-- START RECORDED INFORMATION --

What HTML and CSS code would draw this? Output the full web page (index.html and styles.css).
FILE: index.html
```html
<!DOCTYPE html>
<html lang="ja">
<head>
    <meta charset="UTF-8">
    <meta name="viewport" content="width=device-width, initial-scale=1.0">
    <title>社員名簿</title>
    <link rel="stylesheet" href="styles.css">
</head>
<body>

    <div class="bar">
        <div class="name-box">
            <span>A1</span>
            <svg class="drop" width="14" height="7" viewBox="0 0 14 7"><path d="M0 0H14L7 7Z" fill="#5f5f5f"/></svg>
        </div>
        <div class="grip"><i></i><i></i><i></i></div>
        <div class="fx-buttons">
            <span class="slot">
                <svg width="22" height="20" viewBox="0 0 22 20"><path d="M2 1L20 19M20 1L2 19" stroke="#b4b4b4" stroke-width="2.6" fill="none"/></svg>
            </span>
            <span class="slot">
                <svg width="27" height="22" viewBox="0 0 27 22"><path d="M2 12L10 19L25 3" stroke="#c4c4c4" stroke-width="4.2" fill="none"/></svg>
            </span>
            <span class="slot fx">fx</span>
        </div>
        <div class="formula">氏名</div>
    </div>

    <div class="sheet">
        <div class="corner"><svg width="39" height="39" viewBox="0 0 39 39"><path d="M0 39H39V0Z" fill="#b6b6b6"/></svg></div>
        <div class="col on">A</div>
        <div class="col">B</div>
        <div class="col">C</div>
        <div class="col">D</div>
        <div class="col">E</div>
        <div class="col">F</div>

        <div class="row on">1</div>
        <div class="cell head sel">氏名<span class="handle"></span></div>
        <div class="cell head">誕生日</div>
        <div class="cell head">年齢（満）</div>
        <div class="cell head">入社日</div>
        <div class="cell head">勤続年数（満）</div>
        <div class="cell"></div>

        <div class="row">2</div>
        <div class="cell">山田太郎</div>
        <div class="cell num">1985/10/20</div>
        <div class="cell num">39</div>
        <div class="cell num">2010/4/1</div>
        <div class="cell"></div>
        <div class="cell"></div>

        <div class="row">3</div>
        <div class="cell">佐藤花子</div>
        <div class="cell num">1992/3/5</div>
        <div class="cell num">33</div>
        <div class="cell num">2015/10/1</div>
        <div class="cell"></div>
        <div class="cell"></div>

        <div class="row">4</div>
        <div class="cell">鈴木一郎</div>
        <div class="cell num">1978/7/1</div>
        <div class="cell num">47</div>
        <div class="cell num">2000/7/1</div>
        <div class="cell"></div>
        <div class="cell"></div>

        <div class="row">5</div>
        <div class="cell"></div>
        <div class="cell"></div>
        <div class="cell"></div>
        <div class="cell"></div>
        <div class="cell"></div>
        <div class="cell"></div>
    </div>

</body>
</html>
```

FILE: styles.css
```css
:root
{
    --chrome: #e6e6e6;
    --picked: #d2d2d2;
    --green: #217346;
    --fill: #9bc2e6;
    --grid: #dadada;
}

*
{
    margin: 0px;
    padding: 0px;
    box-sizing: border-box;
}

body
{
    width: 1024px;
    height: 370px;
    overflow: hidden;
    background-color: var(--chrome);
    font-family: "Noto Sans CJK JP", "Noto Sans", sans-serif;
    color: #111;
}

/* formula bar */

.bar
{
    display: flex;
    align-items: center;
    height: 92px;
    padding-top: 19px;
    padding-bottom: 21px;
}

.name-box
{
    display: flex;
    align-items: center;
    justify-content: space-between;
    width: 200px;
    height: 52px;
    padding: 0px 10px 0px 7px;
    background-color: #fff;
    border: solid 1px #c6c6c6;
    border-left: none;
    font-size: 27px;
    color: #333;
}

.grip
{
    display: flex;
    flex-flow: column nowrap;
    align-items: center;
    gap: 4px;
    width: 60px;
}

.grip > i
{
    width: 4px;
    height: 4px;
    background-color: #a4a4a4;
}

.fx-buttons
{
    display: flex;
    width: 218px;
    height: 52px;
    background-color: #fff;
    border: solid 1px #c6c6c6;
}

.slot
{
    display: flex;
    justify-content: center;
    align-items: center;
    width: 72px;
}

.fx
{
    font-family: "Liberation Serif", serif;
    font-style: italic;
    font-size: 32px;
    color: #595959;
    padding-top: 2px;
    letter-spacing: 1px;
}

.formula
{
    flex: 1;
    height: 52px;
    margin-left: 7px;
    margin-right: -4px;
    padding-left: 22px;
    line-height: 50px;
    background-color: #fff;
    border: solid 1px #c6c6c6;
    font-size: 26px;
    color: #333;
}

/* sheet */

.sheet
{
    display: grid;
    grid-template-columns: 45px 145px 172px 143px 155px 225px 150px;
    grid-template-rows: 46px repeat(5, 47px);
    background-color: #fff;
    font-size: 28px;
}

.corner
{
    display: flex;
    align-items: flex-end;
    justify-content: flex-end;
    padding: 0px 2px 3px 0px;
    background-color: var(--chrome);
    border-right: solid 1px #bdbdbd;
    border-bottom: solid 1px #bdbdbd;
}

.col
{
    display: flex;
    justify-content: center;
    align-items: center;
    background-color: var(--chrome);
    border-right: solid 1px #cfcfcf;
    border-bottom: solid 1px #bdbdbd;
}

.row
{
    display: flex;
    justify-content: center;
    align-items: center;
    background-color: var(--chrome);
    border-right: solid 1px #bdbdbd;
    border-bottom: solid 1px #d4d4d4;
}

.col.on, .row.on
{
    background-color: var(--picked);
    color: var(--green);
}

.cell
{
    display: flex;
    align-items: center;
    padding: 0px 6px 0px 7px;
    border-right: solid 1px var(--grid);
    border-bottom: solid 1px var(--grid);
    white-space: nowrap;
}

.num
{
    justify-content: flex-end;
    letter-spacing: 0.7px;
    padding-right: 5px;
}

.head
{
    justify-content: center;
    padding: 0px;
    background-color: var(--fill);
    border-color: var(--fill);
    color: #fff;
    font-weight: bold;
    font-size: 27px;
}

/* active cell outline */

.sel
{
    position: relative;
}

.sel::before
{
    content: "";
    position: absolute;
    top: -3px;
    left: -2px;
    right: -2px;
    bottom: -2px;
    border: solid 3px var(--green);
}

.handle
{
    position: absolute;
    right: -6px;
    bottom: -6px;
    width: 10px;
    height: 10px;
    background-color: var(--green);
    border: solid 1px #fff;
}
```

-- END RECORDED INFORMATION --

INSTRUCTIONS FOR THE TASK →
Each line in the listing above either holds the string "index" or does not; state how many do, giving the number only.

FULL ANSWER →
2